«Schau, das hier ist der Chip», sagt Maria Novaes und holt aus einer Schublade einen kleinen Behälter hervor. Darin ist eine feine Konstruktion zu erkennen, die an eine kleine filigrane Schaufel erinnert: ein Viereck aus dünnem Glas, etwa eineinhalb Mal eineinhalb Zentimeter gross, mit einem feinen metallischen Stiel dran. «So bauen wir vereinfacht ein Lungenbläschen nach.»
Die Materialwissenschaftlerin doktoriert in der Gruppe der Soft Materials an der ETH Zürich. In einem Labor auf dem Campus Hönggerberg untersucht sie, was in der Lunge geschieht, wenn wir atmen. Dabei interessiert sie sich vor allem für die feinsten Strukturen der Lungen – die Lungenbläschen oder Alveolen – und deren Inneres. Die Bläschen sind mit einer besonderen Flüssigkeit ausgekleidet: «Wären die Alveolen mit reinem Wasser befeuchtet, dann wäre das Atmen sehr anstrengend, weil Wasser eine grosse Oberflächenspannung besitzt.»
Physik des Atmens
In den Alveolen befindet sich Lungen-Surfactant – eine seifenartige Flüssigkeit, die es den Lungenbläschen leichter macht, sich beim Einatmen auszudehnen. Diese Flüssigkeit füllt Maria Novaes im Labor in die Mitte des gläsernen Chips, in ein kaum sichtbares winziges Loch und verschraubt den Chip in einem Mikroskop-Träger. Der Träger wird auf Körpertemperatur aufgeheizt und unter ein spezielles Mikroskop gelegt.
Über den feinen metallenen Stiel am Chip kann Maria Novaes Luft auf die Flüssigkeit in der Mitte leiten – mit gerade so viel Druck, wie wenn wir normal einatmen würden. «Unter dem Mikroskop beobachten wir, ob die dünne Surfactant-Flüssigkeits-Schicht zerreisst, wenn dieses gläserne Lungenbläschen-Modell ‹atmet›.»
Rätselhaft stabile Lungen
So klein die Alveolen sind, so unterscheiden sie sich dennoch in ihrer Grösse.

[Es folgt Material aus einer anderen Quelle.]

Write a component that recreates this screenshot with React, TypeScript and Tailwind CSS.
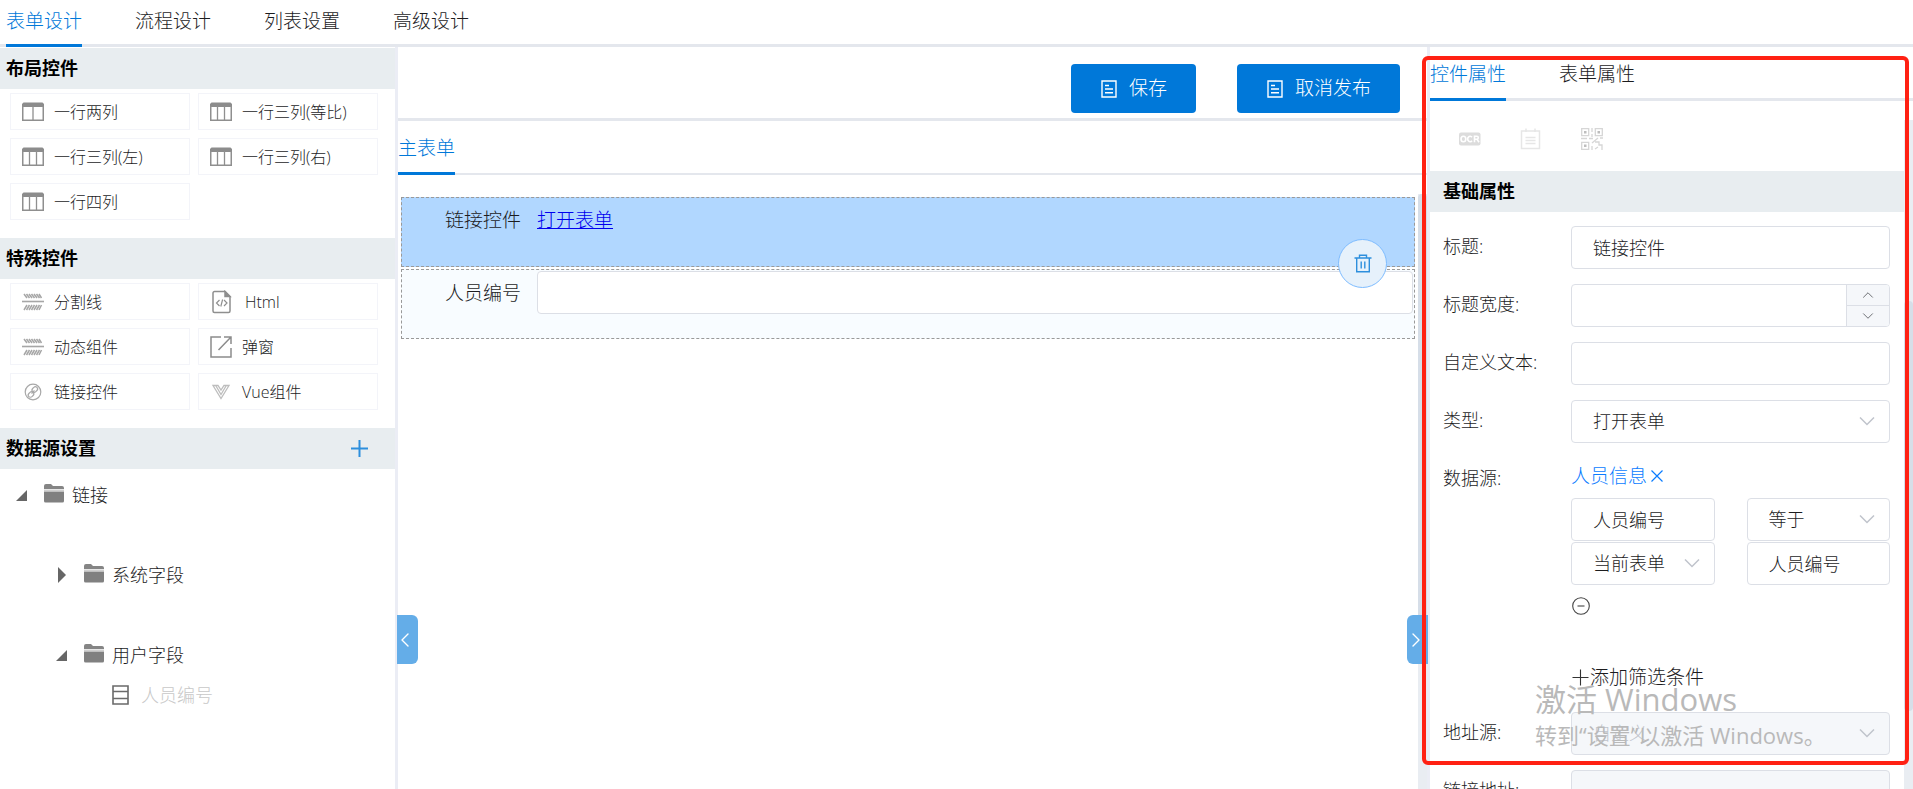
import { useId, useState } from 'react';
import type { ReactNode } from 'react';
import { ChevronDown, ChevronLeft, ChevronRight, ChevronUp } from 'lucide-react';

function ColumnsIcon({ dividers }: { dividers: number[] }) {
  return (
    <svg width="22" height="20" viewBox="0 0 22 20" fill="none" stroke="#8f8f8f">
      <path d="M1.5 .5h19l1.500 1.500V5H0V2z" fill="#8c8c8c" stroke="none" />
      <path d="M.75 4v14.25h20.5V4" strokeWidth="1.5" />
      {dividers.map((x) => (
        <path key={x} d={`M${x} 4v14`} strokeWidth="1.3" />
      ))}
    </svg>
  );
}

function DividerIcon() {
  return (
    <svg width="22" height="18" viewBox="0 0 22 18" fill="none" stroke="#a6a6a6">
      <path d="M0 8.500h22" strokeWidth="1.6" />
      <path
        d="M2 1l3 4M4.500 1l3 4M7 1l3 4M9.500 1l3 4M12 1l3 4M14.500 1l3 4M17 1l2.500 4M2 17l3-5M4.500 17l3-5M7 17l3-5M9.500 17l3-5M12 17l3-5M14.500 17l3-5M17 17l2.500-5"
        strokeWidth="1.5"
      />
    </svg>
  );
}

function HtmlIcon() {
  return (
    <svg width="25" height="24" viewBox="0 0 25 24" fill="none" stroke="#8f8f8f" strokeWidth="1.5">
      <path d="M4.500 1.500H15l5 5v14.500a1.500 1.500 0 0 1-1.500 1.500h-14A1.500 1.500 0 0 1 3 21V3a1.500 1.500 0 0 1 1.500-1.500z" />
      <path d="M15 1.500v5h5z" fill="#8f8f8f" />
      <path d="M9.500 10l-3 3 3 3M14 10l3 3-3 3M12.600 9.500l-1.800 7" strokeWidth="1.2" />
    </svg>
  );
}

function PopupIcon() {
  return (
    <svg width="22" height="22" viewBox="0 0 22 22" fill="none" stroke="#8c8c8c" strokeWidth="1.5">
      <path d="M11 1H1v20h20V12M14 1h7v7M21 1L8.500 14" />
    </svg>
  );
}

function LinkIcon() {
  return (
    <svg width="22" height="18" viewBox="0 0 22 18" fill="none" stroke="#a8a8a8" strokeWidth="1.2">
      <circle cx="11" cy="9" r="7.800" />
      <rect x="9.800" y="4.300" width="6" height="4.400" rx="2.200" transform="rotate(-45 12.800 6.500)" />
      <rect x="6" y="9.300" width="6" height="4.400" rx="2.200" transform="rotate(-45 9 11.500)" />
      <path d="M9.500 10.500l3-3" />
    </svg>
  );
}

function VueIcon() {
  return (
    <svg width="22" height="18" viewBox="0 0 22 18" fill="none" stroke="#bdbdbd" strokeWidth="1.3">
      <path d="M3 2.500h5l3 4.500 3-4.500h5L11 15.500z" />
      <path d="M6 3l5 8.500L16 3" />
    </svg>
  );
}

function DocIcon() {
  return (
    <svg width="16" height="18" viewBox="0 0 16 18" fill="none" stroke="#fff" strokeWidth="1.4">
      <path d="M1 1h14v16H1zM4 5.500h4M4 9h8M4 12.800h8" />
    </svg>
  );
}

function FolderIcon() {
  return (
    <svg width="20" height="19" viewBox="0 0 20 19">
      <path d="M0 2Q0 0 2 0h5l2 2h9q2 0 2 2v1H0z" fill="#858585" />
      <path d="M0 5.500h20v1.500H0z" fill="#cfcfcf" />
      <path d="M0 7.500h20V17q0 1.500-1.500 1.500h-17Q0 18.500 0 17z" fill="#808080" />
    </svg>
  );
}

function TableIcon() {
  return (
    <svg width="17" height="20" viewBox="0 0 17 20" fill="none" stroke="#6a6a6a" strokeWidth="1.6">
      <path d="M1 1h15v18H1zM1 6.500h15M1 13.500h15" />
    </svg>
  );
}

function TrashIcon() {
  return (
    <svg width="18" height="19" viewBox="0 0 18 19" fill="none" stroke="#2d8fdd" strokeWidth="1.4">
      <path d="M.5 4h17M5.500 3.500V1.200h7v2.300M2.700 4v13.800h12.600V4M7.200 7.500v7M10.800 7.500v7" />
    </svg>
  );
}

function OcrIcon() {
  return (
    <svg width="22" height="22" viewBox="0 0 22 22" fill="none">
      <rect x="0" y="4.500" width="21.500" height="13" rx="2" fill="#dcdcdc" />
      <g stroke="#fff" strokeWidth="1.600">
        <ellipse cx="4.400" cy="11" rx="2.400" ry="2.800" />
        <path d="M13 9.300a2.400 2.700 0 1 0 0 3.400M15.500 14.200V8.200h2.300a1.500 1.500 0 0 1 0 3h-2.300M18 11.200l2 3" />
      </g>
    </svg>
  );
}

function NoteIcon() {
  return (
    <svg width="22" height="22" viewBox="0 0 22 22" fill="none" stroke="#e6e6e6" strokeWidth="1.500">
      <path d="M1.500 3h18v17.500h-18zM6 .5V4M15 .5V4M5.500 9.500h10M5.500 12.500h10M5.500 15.500h10" />
    </svg>
  );
}

function QrIcon() {
  return (
    <svg width="22" height="22" viewBox="0 0 22 22" fill="none" stroke="#d6d6d6" strokeWidth="1.300">
      <path d="M.7.7h7v7h-7zM14.300.7h7v7h-7zM.7 14.300h7v7h-7z" />
      <path d="M3 3h2.500v2.500H3zM16.500 3H19v2.500h-2.500zM3 16.500h2.500V19H3z" fill="#bdbdbd" stroke="none" />
      <path d="M11 0v4M11 6v3M0 10.500h6M8 10.500h4M11 15l6-5M19 10h3M11 18v4M14 14h4v3h3v5M14 21l3-2" />
    </svg>
  );
}

const caretPaths = {
  open: 'M15 3v11H4z',
  closed: 'M6 0l8 8-8 8z',
};

function TreeRow({
  indent,
  caret,
  icon,
  label,
  muted,
}: {
  indent: string;
  caret?: 'open' | 'closed';
  icon: ReactNode;
  label: string;
  muted?: boolean;
}) {
  return (
    <div className={`flex h-10 items-center ${indent}`}>
      {caret && (
        <button type="button" aria-label={label} className="mr-4 flex w-4">
          <svg width="16" height="16" viewBox="0 0 16 16">
            <path d={caretPaths[caret]} fill="#666" />
          </svg>
        </button>
      )}
      <span className={muted ? 'pb-px' : 'pb-1'}>{icon}</span>
      <span className={muted ? 'ml-3 text-[18px] text-[#c8c8c8]' : 'ml-2 text-[18px]'}>{label}</span>
    </div>
  );
}

function TabBar({ tabs, line, height, pad }: { tabs: string[]; line: string; height: string; pad: string }) {
  const [active, setActive] = useState(tabs[0]);
  return (
    <nav className={`relative flex shrink-0 gap-[53px] ${height}`}>
      <span className={`absolute inset-x-0 bottom-0 bg-[#e4e7ed] ${line}`} />
      {tabs.map((tab) => (
        <button
          key={tab}
          type="button"
          onClick={() => setActive(tab)}
          className={`relative border-b-3 text-[19px] leading-7 ${pad} ${
            tab === active ? 'border-[#0078d9] text-[#0078d9]' : 'border-transparent'
          }`}
        >
          {tab}
        </button>
      ))}
    </nav>
  );
}

function SectionTitle({ children, action }: { children: ReactNode; action?: ReactNode }) {
  return (
    <div className="flex h-[41px] shrink-0 items-center justify-between bg-[#e8edf0] pr-[27px] pl-[6px] text-[18px] font-bold text-black">
      <h2>{children}</h2>
      {action}
    </div>
  );
}

function Palette({ items }: { items: { label: string; icon: ReactNode }[] }) {
  return (
    <div className="mb-[18px] grid grid-cols-2 gap-2 pt-1 pr-[17px] pl-[10px]">
      {items.map((item) => (
        <button
          key={item.label}
          type="button"
          className="flex h-[37px] items-center gap-[10px] border border-[#f3f4f9] pl-[11px] text-[16px]"
        >
          {item.icon}
          {item.label}
        </button>
      ))}
    </div>
  );
}

const layoutItems = [
  { label: '一行两列', icon: <ColumnsIcon dividers={[11]} /> },
  { label: '一行三列(等比)', icon: <ColumnsIcon dividers={[7.5, 14.5]} /> },
  { label: '一行三列(左)', icon: <ColumnsIcon dividers={[7.5, 14.5]} /> },
  { label: '一行三列(右)', icon: <ColumnsIcon dividers={[7.5, 14.5]} /> },
  { label: '一行四列', icon: <ColumnsIcon dividers={[7.5, 14.5]} /> },
];

const specialItems = [
  { label: '分割线', icon: <DividerIcon /> },
  { label: 'Html', icon: <HtmlIcon /> },
  { label: '动态组件', icon: <DividerIcon /> },
  { label: '弹窗', icon: <PopupIcon /> },
  { label: '链接控件', icon: <LinkIcon /> },
  { label: 'Vue组件', icon: <VueIcon /> },
];

const fieldBox = 'h-[43px] w-full rounded border border-[#dcdfe6] bg-white pl-[21px] text-[18px] font-light';
const textBox = `${fieldBox} pb-[2px]`;

function SelectBox({ id, label, value, disabled }: { id?: string; label?: string; value: string; disabled?: boolean }) {
  return (
    <div className="grid">
      <select
        id={id}
        aria-label={label}
        disabled={disabled}
        className={`col-start-1 row-start-1 appearance-none ${fieldBox} disabled:bg-[#f5f7fa] disabled:text-[#c0c4cc] disabled:opacity-100`}
      >
        <option>{value}</option>
      </select>
      <svg
        className="pointer-events-none col-start-1 row-start-1 mr-[15px] self-center justify-self-end"
        width="16"
        height="10"
        viewBox="0 0 16 10"
        fill="none"
        stroke="#c0c4cc"
        strokeWidth="1.5"
      >
        <path d="M1 .5l7 7 7-7" />
      </svg>
    </div>
  );
}

function Field({ label, children }: { label: string; children: (id: string) => ReactNode }) {
  const id = useId();
  return (
    <div className="flex">
      <label htmlFor={id} className="w-[128px] shrink-0 pt-[6px] text-[18px] leading-7">
        {label}
      </label>
      <div className="min-w-0 flex-1">{children(id)}</div>
    </div>
  );
}

function Properties() {
  return (
    <form className="flex flex-col gap-[15px] pt-[14px] pr-[14px] pl-[13px]">
      <Field label="标题:">{(id) => <input id={id} className={textBox} defaultValue="链接控件" />}</Field>
      <Field label="标题宽度:">
        {(id) => (
          <div className="flex h-[43px] overflow-hidden rounded border border-[#dcdfe6]">
            <input id={id} className="min-w-0 flex-1 pl-[21px] text-[18px]" />
            <div className="flex w-[43px] flex-col border-l border-[#dcdfe6] bg-[#f5f7fa] text-[#606266]">
              <button type="button" aria-label="增加" className="flex flex-1 items-center justify-center border-b border-[#dcdfe6]">
                <ChevronUp size={18} strokeWidth={1.2} />
              </button>
              <button type="button" aria-label="减少" className="flex flex-1 items-center justify-center">
                <ChevronDown size={18} strokeWidth={1.2} />
              </button>
            </div>
          </div>
        )}
      </Field>
      <Field label="自定义文本:">{(id) => <input id={id} className={textBox} />}</Field>
      <Field label="类型:">{(id) => <SelectBox id={id} value="打开表单" />}</Field>
      <Field label="数据源:">
        {(id) => (
          <div>
            <button id={id} type="button" className="flex h-10 items-center gap-1 pb-1 text-[19px] text-[#0a7cff]">
              人员信息
              <svg width="12" height="12" viewBox="0 0 12 12" fill="none" stroke="currentColor" strokeWidth="1.2">
                <path d="M.5.5l11 11M11.500.5l-11 11" />
              </svg>
            </button>
            <div className="grid grid-cols-2 gap-x-8 gap-y-px">
              <input aria-label="字段" className={textBox} defaultValue="人员编号" />
              <SelectBox label="条件" value="等于" />
              <SelectBox label="来源" value="当前表单" />
              <input aria-label="取值" className={textBox} defaultValue="人员编号" />
            </div>
            <button type="button" aria-label="删除条件" className="mt-3 ml-px flex">
              <svg width="18" height="18" viewBox="0 0 18 18" fill="none" stroke="#444" strokeWidth="1.1">
                <circle cx="9" cy="9" r="8.300" />
                <path d="M5.500 9h7" />
              </svg>
            </button>
            <button type="button" className="mt-12 flex items-center gap-px pl-px text-[19px] leading-7">
              <svg width="17" height="17" viewBox="0 0 17 17" fill="none" stroke="#333" strokeWidth="1.1">
                <path d="M.5 8.500h16M8.500.5v16" />
              </svg>
              添加筛选条件
            </button>
          </div>
        )}
      </Field>
      <div className="mt-[6px]">
        <Field label="地址源:">{(id) => <SelectBox id={id} value="自定义" disabled />}</Field>
      </div>
      <Field label="链接地址:">
        {(id) => <input id={id} disabled className="h-[43px] w-full rounded border border-[#dcdfe6] bg-[#f5f7fa]" />}
      </Field>
    </form>
  );
}

const primaryButton =
  'flex h-[49px] items-center gap-3 rounded bg-[#0078d9] pr-[29px] pl-[30px] text-[19px] text-white';

export default function App() {
  return (
    <div className="relative flex h-screen flex-col overflow-hidden bg-white font-['Open_Sans','Noto_Sans_CJK_SC',sans-serif] font-light text-[#1c1c1e]">
      <div className="relative shrink-0 pl-[6px]">
        <span className="absolute bottom-0 left-0 h-[3px] w-[6px] bg-[#e4e7ed]" />
        <TabBar tabs={['表单设计', '流程设计', '列表设置', '高级设计']} line="h-[3px]" height="h-[47px]" pad="pb-[2px]" />
      </div>

      <div className="flex min-h-0 flex-1">
        <aside className="w-[398px] shrink-0 border-r-3 border-[#ebedf5] pt-px">
          <SectionTitle>布局控件</SectionTitle>
          <Palette items={layoutItems} />
          <SectionTitle>特殊控件</SectionTitle>
          <Palette items={specialItems} />
          <SectionTitle
            action={
              <button type="button" aria-label="添加数据源">
                <svg width="17" height="17" viewBox="0 0 17 17" fill="none" stroke="#2d8fdd" strokeWidth="2">
                  <path d="M0 8.500h17M8.500 0v17" />
                </svg>
              </button>
            }
          >
            数据源设置
          </SectionTitle>
          <div className="pt-[6px]">
            <TreeRow indent="pl-3" caret="open" icon={<FolderIcon />} label="链接" />
            <div className="mt-10">
              <TreeRow indent="pl-[52px]" caret="closed" icon={<FolderIcon />} label="系统字段" />
            </div>
            <div className="mt-10">
              <TreeRow indent="pl-[52px]" caret="open" icon={<FolderIcon />} label="用户字段" />
              <TreeRow indent="pl-[112px]" icon={<TableIcon />} label="人员编号" muted />
            </div>
          </div>
        </aside>

        <main className="relative flex min-w-0 flex-1 flex-col">
          <div className="flex h-[74px] shrink-0 items-start justify-end gap-[41px] border-b-3 border-[#e4e7ed] pt-[17px] pr-[27px]">
            <button type="button" className={primaryButton}>
              <DocIcon />
              保存
            </button>
            <button type="button" className={primaryButton}>
              <DocIcon />
              取消发布
            </button>
          </div>
          <TabBar tabs={['主表单']} line="h-[2px]" height="h-[54px]" pad="pt-[2px]" />
          <div className="flex min-h-0 flex-1 pt-[19px]">
            <div className="flex min-w-0 flex-1 flex-col gap-[2px] pt-[3px] pr-[3px] pl-[3px]">
              <div className="relative flex h-[70px] gap-4 border border-dashed border-[#999] bg-[#b1d7ff] pt-2 pl-[43px] text-[19px] leading-7">
                <span>链接控件</span>
                <a href="#form" className="text-[#0000ee] underline">
                  打开表单
                </a>
                <button
                  type="button"
                  aria-label="删除控件"
                  className="absolute right-[27px] -bottom-[22px] z-10 flex size-[49px] items-center justify-center rounded-full border border-[#7ebcff] bg-[#e6f1fb]"
                >
                  <TrashIcon />
                </button>
              </div>
              <div className="flex h-[70px] gap-4 border border-dashed border-[#999] bg-[#f8fcff] pt-px pl-[43px] text-[19px]">
                <label htmlFor="staff-no" className="shrink-0 pt-2 leading-7">
                  人员编号
                </label>
                <input id="staff-no" className="mr-px h-[43px] min-w-0 flex-1 rounded border border-[#dcdfe6] bg-white px-4" />
              </div>
            </div>
            <div className="w-[9px] shrink-0 bg-[#e9edf2]">
              <div className="h-3/4 rounded-t bg-[#d6dee8]" />
            </div>
          </div>
          <button
            type="button"
            aria-label="收起左栏"
            className="absolute bottom-[125px] -left-px flex h-[49px] w-[21px] items-center rounded-r-md bg-[#64ade8] text-white"
          >
            <ChevronLeft className="-ml-1" size={24} strokeWidth={1.4} />
          </button>
          <button
            type="button"
            aria-label="收起右栏"
            className="absolute -right-px bottom-[125px] flex h-[49px] w-[21px] items-center rounded-l-md bg-[#64ade8] text-white"
          >
            <ChevronRight className="-ml-[3px]" size={24} strokeWidth={1.4} />
          </button>
        </main>

        <aside className="flex w-[486px] shrink-0 flex-col border-l-3 border-[#ebedf5] pt-[6px]">
          <TabBar tabs={['控件属性', '表单属性']} line="h-[3px]" height="h-[48px]" pad="pb-[3px]" />
          <div className="flex min-h-0 flex-1 pt-[19px]">
            <div className="min-w-0 flex-1 overflow-hidden">
              <div className="flex h-[51px] gap-[39px] pt-2 pl-[29px]">
                <button type="button" aria-label="OCR" className="flex">
                  <OcrIcon />
                </button>
                <button type="button" aria-label="记录" className="flex">
                  <NoteIcon />
                </button>
                <button type="button" aria-label="二维码" className="flex">
                  <QrIcon />
                </button>
              </div>
              <div className="bg-[#e8edf0] pl-[7px]">
                <SectionTitle>基础属性</SectionTitle>
              </div>
              <Properties />
            </div>
            <div className="w-[9px] shrink-0 bg-[#e9edf2] pt-[181px]">
              <div className="h-[410px] rounded bg-[#d6dee8]" />
            </div>
          </div>
        </aside>
      </div>

      <div className="pointer-events-none absolute top-[56px] right-1 bottom-6 z-20 w-[487px] rounded-md border-4 border-[#ff2113]" />
      <div className="pointer-events-none absolute right-[60px] bottom-[38px] z-30 w-[318px] font-normal text-[#b9b9b9]">
        <p className="text-[31px] leading-10">激活 Windows</p>
        <p className="text-[22px] leading-8 whitespace-nowrap">转到“设置”以激活 Windows。</p>
      </div>
    </div>
  );
}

Dieser Grössenunterschied stellt die Forschenden vor ein Rätsel: Denn die Physik besagt, dass die kleineren Alveolen unter erhöhtem Druck stehen und mit der Zeit eigentlich zusammenklappen müssten – während die grösseren Alveolen sich mehr und mehr aufblähen. Doch etwas in unserer Lunge scheint diese physikalischen Regeln auszuhebeln. Maria Novaes versucht herauszufinden, welche Rolle das Lungen-Surfactant dabei spielt, die unterschiedlich grossen Alveolen zu stabilisieren.
Die Versuche mit den gläsernen Lungenbläschen hätten diese Frage bisher nicht abschliessend beantworten können, sagt die Doktorandin. Möglicherweise verändert die seifige Flüssigkeit unter Druck ihre Materialeigenschaften und dadurch auch ihr Verhalten. «Da braucht es aber noch einiges an Forschungsarbeit von uns, um das zu belegen.»
Starthilfe für Frühchen
Lungen-Surfactant wird auch als Medikament eingesetzt, zum Beispiel für Menschen mit schweren Lungenerkrankungen. Wichtig ist es auch für Babys, die zu früh zur Welt kommen. Sie haben kaum oder erst sehr wenig Lungen-Surfactant und können in lebensbedrohliche Atemnot geraten. Maria Novaes hat im Rahmen ihres Forschungsprojektes auch die Frühgeborenen-Abteilung am Universitätsspital Zürich besucht.
«Ärztinnen und Ärzte erzählten mir von der beeindruckenden Wirkung des Surfactants», erinnert sie sich. «Wie Babies zuerst kaum atmen konnten und es ihnen dann plötzlich viel leichter fällt.» Dass sie daran forscht, ein so wichtiges Medikament besser zu verstehen, motiviert die Wissenschaftlerin besonders.